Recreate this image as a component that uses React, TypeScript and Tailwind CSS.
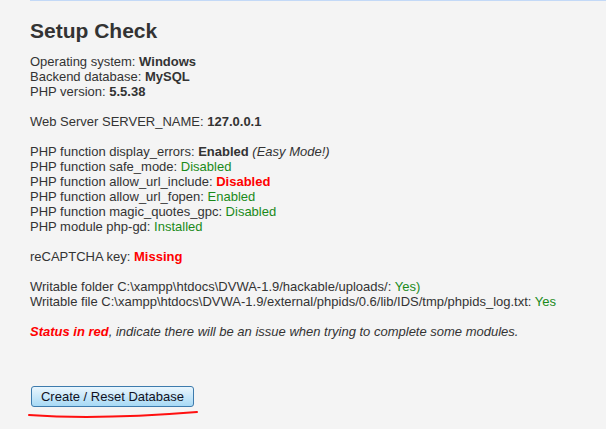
import React from 'react';

const ok = 'text-[#1a8a1a]';
const bad = 'font-bold text-[#ff0000]';

export default function App() {
  return (
    <div className="min-h-[429px] w-[606px] bg-[#f4f4f4] font-['Liberation_Sans',Arial,sans-serif] text-[13px] leading-[15px] text-[#333333]">
      <div className="ml-[30px] border-t border-[#c3d9f7]" />
      <div className="pl-[30px] pt-[16px]">
        <h1 className="mb-[10px] text-[21px] font-bold leading-[27px] text-[#333333]">Setup Check</h1>

        <div className="mb-[15px]">
          <div>Operating system: <b>Windows</b></div>
          <div>Backend database: <b>MySQL</b></div>
          <div>PHP version: <b>5.5.38</b></div>
        </div>

        <div className="mb-[15px]">Web Server SERVER_NAME: <b>127.0.0.1</b></div>

        <div className="mb-[15px]">
          <div>PHP function display_errors: <b>Enabled</b> <i>(Easy Mode!)</i></div>
          <div>PHP function safe_mode: <span className={ok}>Disabled</span></div>
          <div>PHP function allow_url_include: <span className={bad}>Disabled</span></div>
          <div>PHP function allow_url_fopen: <span className={ok}>Enabled</span></div>
          <div>PHP function magic_quotes_gpc: <span className={ok}>Disabled</span></div>
          <div>PHP module php-gd: <span className={ok}>Installed</span></div>
        </div>

        <div className="mb-[15px]">reCAPTCHA key: <span className={bad}>Missing</span></div>

        <div className="mb-[15px]">
          <div>Writable folder C:\xampp\htdocs\DVWA-1.9/hackable/uploads/: <span className={ok}>Yes)</span></div>
          <div>Writable file C:\xampp\htdocs\DVWA-1.9/external/phpids/0.6/lib/IDS/tmp/phpids_log.txt: <span className={ok}>Yes</span></div>
        </div>

        <div className="italic">
          <span className={bad}>Status in red</span>, indicate there will be an issue when trying to complete some modules.
        </div>

        <div className="relative mt-[47px] w-fit">
          <button className="ml-[1px] block h-[21px] w-[163px] rounded-[3px] border border-[#3d7bad] bg-gradient-to-b from-[#eaf6fd] to-[#a7d9f5] text-[13px] leading-[19px] text-[#111122]">
            Create / Reset Database
          </button>
          <svg className="absolute left-[-2px] top-[20px]" width="172" height="16" viewBox="0 0 172 16">
            <path d="M1 9 Q 70 14 169 6" fill="none" stroke="#ff1010" strokeWidth="2" strokeLinecap="round" />
          </svg>
        </div>
      </div>
    </div>
  );
}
============
Repeat only the lines from the beginning of the material through the line containing "text-[21px] font-bold leading-[27px]", both ends kept, leaving pictures out.

Recreate this image as a component that uses React, TypeScript and Tailwind CSS.
import React from 'react';

const ok = 'text-[#1a8a1a]';
const bad = 'font-bold text-[#ff0000]';

export default function App() {
  return (
    <div className="min-h-[429px] w-[606px] bg-[#f4f4f4] font-['Liberation_Sans',Arial,sans-serif] text-[13px] leading-[15px] text-[#333333]">
      <div className="ml-[30px] border-t border-[#c3d9f7]" />
      <div className="pl-[30px] pt-[16px]">
        <h1 className="mb-[10px] text-[21px] font-bold leading-[27px] text-[#333333]">Setup Check</h1>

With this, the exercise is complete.